Aim of the exercise:
Copy out the listing that follows, exactly, without its pictures.

Source excerpt:
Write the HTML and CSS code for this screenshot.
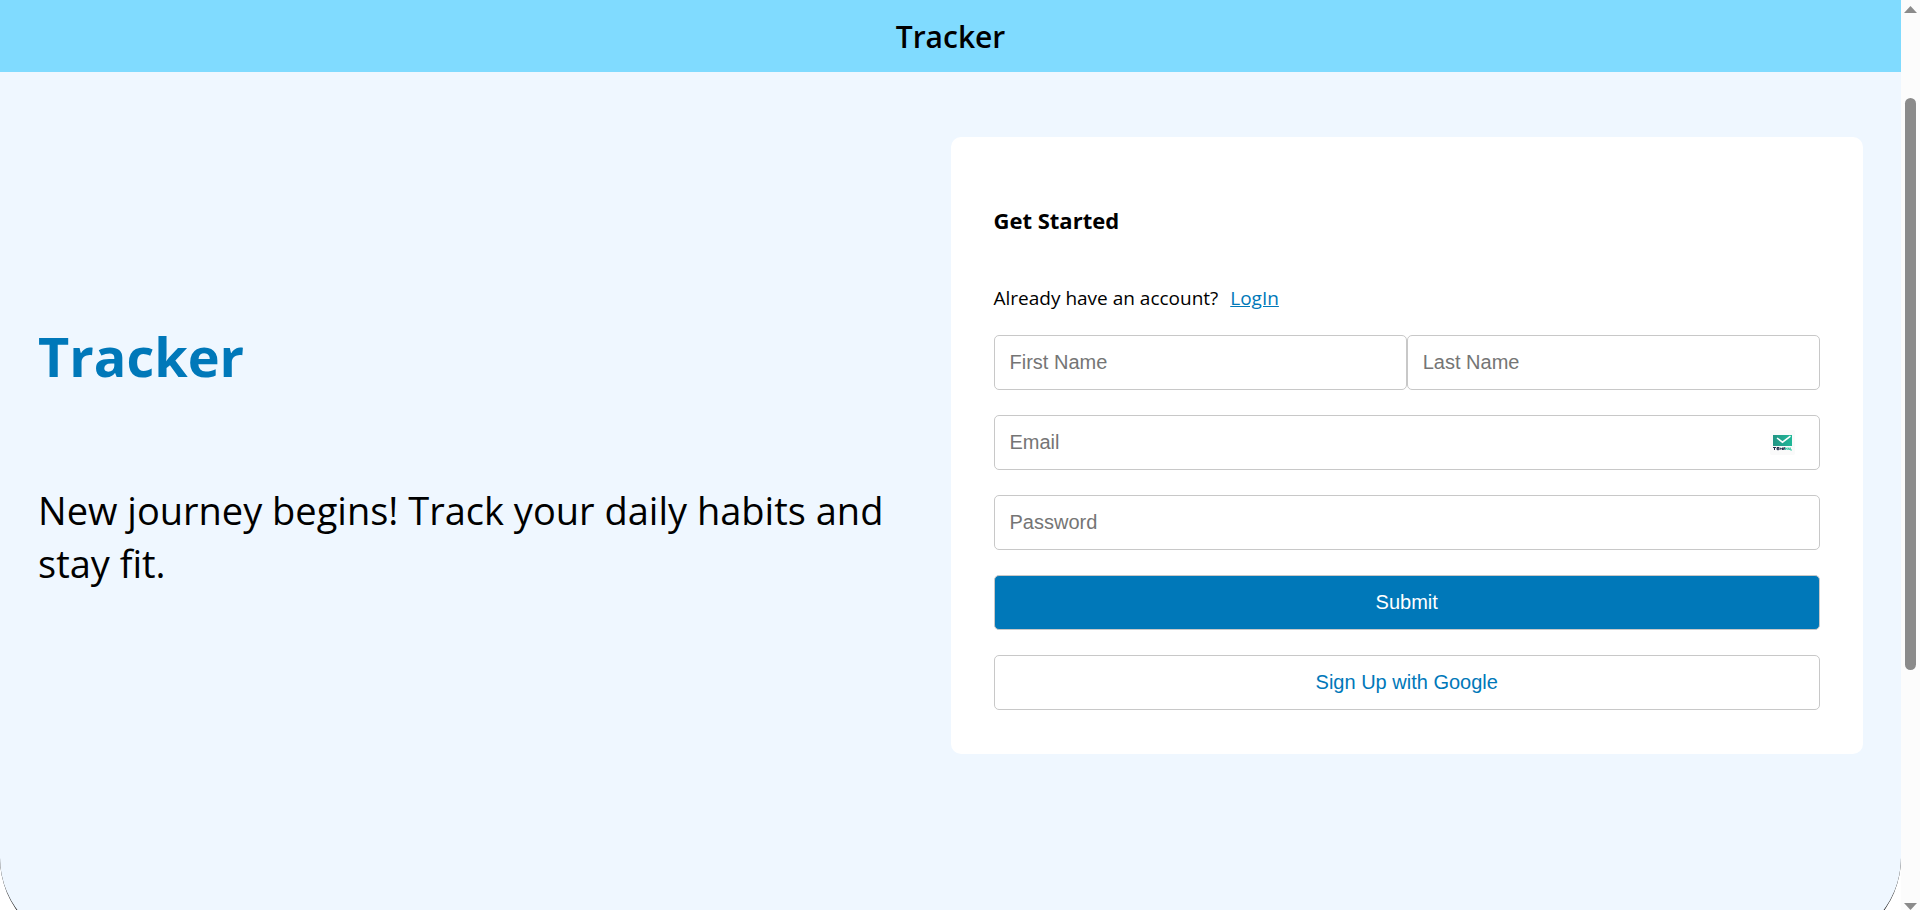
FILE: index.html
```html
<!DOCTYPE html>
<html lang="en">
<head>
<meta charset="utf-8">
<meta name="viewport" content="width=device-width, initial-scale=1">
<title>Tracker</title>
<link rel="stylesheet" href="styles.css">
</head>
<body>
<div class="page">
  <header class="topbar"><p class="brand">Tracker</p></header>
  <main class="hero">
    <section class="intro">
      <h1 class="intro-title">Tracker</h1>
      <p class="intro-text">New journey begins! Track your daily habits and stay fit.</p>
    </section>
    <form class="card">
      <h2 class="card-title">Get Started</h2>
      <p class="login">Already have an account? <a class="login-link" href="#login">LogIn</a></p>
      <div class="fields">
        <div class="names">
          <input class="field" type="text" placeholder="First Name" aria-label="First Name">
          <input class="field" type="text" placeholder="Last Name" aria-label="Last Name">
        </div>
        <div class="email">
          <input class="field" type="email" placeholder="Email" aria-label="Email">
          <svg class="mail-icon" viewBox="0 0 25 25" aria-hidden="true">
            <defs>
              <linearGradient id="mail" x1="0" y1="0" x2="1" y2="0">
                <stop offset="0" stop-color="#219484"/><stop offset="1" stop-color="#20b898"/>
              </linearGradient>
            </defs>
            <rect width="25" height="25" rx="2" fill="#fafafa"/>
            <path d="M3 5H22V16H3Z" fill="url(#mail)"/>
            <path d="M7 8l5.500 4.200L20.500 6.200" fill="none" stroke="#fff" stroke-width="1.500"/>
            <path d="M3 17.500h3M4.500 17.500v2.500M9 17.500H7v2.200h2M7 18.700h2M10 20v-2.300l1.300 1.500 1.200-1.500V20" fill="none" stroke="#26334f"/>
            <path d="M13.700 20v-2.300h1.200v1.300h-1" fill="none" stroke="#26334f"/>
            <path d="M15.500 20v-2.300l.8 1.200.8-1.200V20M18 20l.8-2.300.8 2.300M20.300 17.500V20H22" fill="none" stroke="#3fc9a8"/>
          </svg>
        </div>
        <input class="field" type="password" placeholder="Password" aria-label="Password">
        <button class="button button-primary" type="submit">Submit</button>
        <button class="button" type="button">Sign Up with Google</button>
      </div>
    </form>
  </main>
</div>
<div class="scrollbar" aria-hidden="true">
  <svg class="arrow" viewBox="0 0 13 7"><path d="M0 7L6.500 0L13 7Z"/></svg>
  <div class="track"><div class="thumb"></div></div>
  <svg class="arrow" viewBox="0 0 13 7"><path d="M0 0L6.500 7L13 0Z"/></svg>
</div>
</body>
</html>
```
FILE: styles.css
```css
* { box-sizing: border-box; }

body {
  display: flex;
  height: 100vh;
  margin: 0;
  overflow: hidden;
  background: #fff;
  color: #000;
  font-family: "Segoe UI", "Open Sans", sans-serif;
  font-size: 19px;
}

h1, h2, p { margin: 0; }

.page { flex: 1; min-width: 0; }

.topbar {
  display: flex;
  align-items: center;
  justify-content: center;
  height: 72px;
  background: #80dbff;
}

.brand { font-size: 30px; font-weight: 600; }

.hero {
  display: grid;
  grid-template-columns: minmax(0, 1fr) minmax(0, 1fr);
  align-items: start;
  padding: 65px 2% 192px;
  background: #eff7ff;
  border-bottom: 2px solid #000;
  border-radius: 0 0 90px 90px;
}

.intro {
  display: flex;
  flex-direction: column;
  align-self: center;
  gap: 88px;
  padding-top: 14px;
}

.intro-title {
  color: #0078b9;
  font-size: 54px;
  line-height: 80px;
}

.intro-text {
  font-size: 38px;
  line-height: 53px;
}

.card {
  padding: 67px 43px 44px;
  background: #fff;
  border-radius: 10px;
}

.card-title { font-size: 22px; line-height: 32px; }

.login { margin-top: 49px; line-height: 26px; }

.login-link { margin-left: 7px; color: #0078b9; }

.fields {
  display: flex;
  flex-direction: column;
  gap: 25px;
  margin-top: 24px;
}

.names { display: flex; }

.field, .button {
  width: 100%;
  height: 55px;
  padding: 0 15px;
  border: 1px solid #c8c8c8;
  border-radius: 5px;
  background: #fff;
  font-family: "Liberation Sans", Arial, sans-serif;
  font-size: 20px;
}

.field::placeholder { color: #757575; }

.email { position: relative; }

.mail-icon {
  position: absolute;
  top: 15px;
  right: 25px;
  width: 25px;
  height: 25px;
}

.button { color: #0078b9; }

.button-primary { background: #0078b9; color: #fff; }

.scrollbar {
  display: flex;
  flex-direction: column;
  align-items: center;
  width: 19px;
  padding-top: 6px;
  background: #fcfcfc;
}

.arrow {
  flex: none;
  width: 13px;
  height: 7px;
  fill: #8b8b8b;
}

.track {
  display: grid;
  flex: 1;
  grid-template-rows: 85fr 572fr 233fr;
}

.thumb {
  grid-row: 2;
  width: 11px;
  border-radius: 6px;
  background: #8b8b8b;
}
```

Response:
Write the HTML and CSS code for this screenshot.
FILE: index.html
```html
<!DOCTYPE html>
<html lang="en">
<head>
<meta charset="utf-8">
<meta name="viewport" content="width=device-width, initial-scale=1">
<title>Tracker</title>
<link rel="stylesheet" href="styles.css">
</head>
<body>
<div class="page">
  <header class="topbar"><p class="brand">Tracker</p></header>
  <main class="hero">
    <section class="intro">
      <h1 class="intro-title">Tracker</h1>
      <p class="intro-text">New journey begins! Track your daily habits and stay fit.</p>
    </section>
    <form class="card">
      <h2 class="card-title">Get Started</h2>
      <p class="login">Already have an account? <a class="login-link" href="#login">LogIn</a></p>
      <div class="fields">
        <div class="names">
          <input class="field" type="text" placeholder="First Name" aria-label="First Name">
          <input class="field" type="text" placeholder="Last Name" aria-label="Last Name">
        </div>
        <div class="email">
          <input class="field" type="email" placeholder="Email" aria-label="Email">
          <svg class="mail-icon" viewBox="0 0 25 25" aria-hidden="true">
            <defs>
              <linearGradient id="mail" x1="0" y1="0" x2="1" y2="0">
                <stop offset="0" stop-color="#219484"/><stop offset="1" stop-color="#20b898"/>
              </linearGradient>
            </defs>
            <rect width="25" height="25" rx="2" fill="#fafafa"/>
            <path d="M3 5H22V16H3Z" fill="url(#mail)"/>
            <path d="M7 8l5.500 4.200L20.500 6.200" fill="none" stroke="#fff" stroke-width="1.500"/>
            <path d="M3 17.500h3M4.500 17.500v2.500M9 17.500H7v2.200h2M7 18.700h2M10 20v-2.300l1.300 1.500 1.200-1.500V20" fill="none" stroke="#26334f"/>
            <path d="M13.700 20v-2.300h1.200v1.300h-1" fill="none" stroke="#26334f"/>
            <path d="M15.500 20v-2.300l.8 1.200.8-1.200V20M18 20l.8-2.300.8 2.300M20.300 17.500V20H22" fill="none" stroke="#3fc9a8"/>
          </svg>
        </div>
        <input class="field" type="password" placeholder="Password" aria-label="Password">
        <button class="button button-primary" type="submit">Submit</button>
        <button class="button" type="button">Sign Up with Google</button>
      </div>
    </form>
  </main>
</div>
<div class="scrollbar" aria-hidden="true">
  <svg class="arrow" viewBox="0 0 13 7"><path d="M0 7L6.500 0L13 7Z"/></svg>
  <div class="track"><div class="thumb"></div></div>
  <svg class="arrow" viewBox="0 0 13 7"><path d="M0 0L6.500 7L13 0Z"/></svg>
</div>
</body>
</html>
```
FILE: styles.css
```css
* { box-sizing: border-box; }

body {
  display: flex;
  height: 100vh;
  margin: 0;
  overflow: hidden;
  background: #fff;
  color: #000;
  font-family: "Segoe UI", "Open Sans", sans-serif;
  font-size: 19px;
}

h1, h2, p { margin: 0; }

.page { flex: 1; min-width: 0; }

.topbar {
  display: flex;
  align-items: center;
  justify-content: center;
  height: 72px;
  background: #80dbff;
}

.brand { font-size: 30px; font-weight: 600; }

.hero {
  display: grid;
  grid-template-columns: minmax(0, 1fr) minmax(0, 1fr);
  align-items: start;
  padding: 65px 2% 192px;
  background: #eff7ff;
  border-bottom: 2px solid #000;
  border-radius: 0 0 90px 90px;
}

.intro {
  display: flex;
  flex-direction: column;
  align-self: center;
  gap: 88px;
  padding-top: 14px;
}

.intro-title {
  color: #0078b9;
  font-size: 54px;
  line-height: 80px;
}

.intro-text {
  font-size: 38px;
  line-height: 53px;
}

.card {
  padding: 67px 43px 44px;
  background: #fff;
  border-radius: 10px;
}

.card-title { font-size: 22px; line-height: 32px; }

.login { margin-top: 49px; line-height: 26px; }

.login-link { margin-left: 7px; color: #0078b9; }

.fields {
  display: flex;
  flex-direction: column;
  gap: 25px;
  margin-top: 24px;
}

.names { display: flex; }

.field, .button {
  width: 100%;
  height: 55px;
  padding: 0 15px;
  border: 1px solid #c8c8c8;
  border-radius: 5px;
  background: #fff;
  font-family: "Liberation Sans", Arial, sans-serif;
  font-size: 20px;
}

.field::placeholder { color: #757575; }

.email { position: relative; }

.mail-icon {
  position: absolute;
  top: 15px;
  right: 25px;
  width: 25px;
  height: 25px;
}

.button { color: #0078b9; }

.button-primary { background: #0078b9; color: #fff; }

.scrollbar {
  display: flex;
  flex-direction: column;
  align-items: center;
  width: 19px;
  padding-top: 6px;
  background: #fcfcfc;
}

.arrow {
  flex: none;
  width: 13px;
  height: 7px;
  fill: #8b8b8b;
}

.track {
  display: grid;
  flex: 1;
  grid-template-rows: 85fr 572fr 233fr;
}

.thumb {
  grid-row: 2;
  width: 11px;
  border-radius: 6px;
  background: #8b8b8b;
}
```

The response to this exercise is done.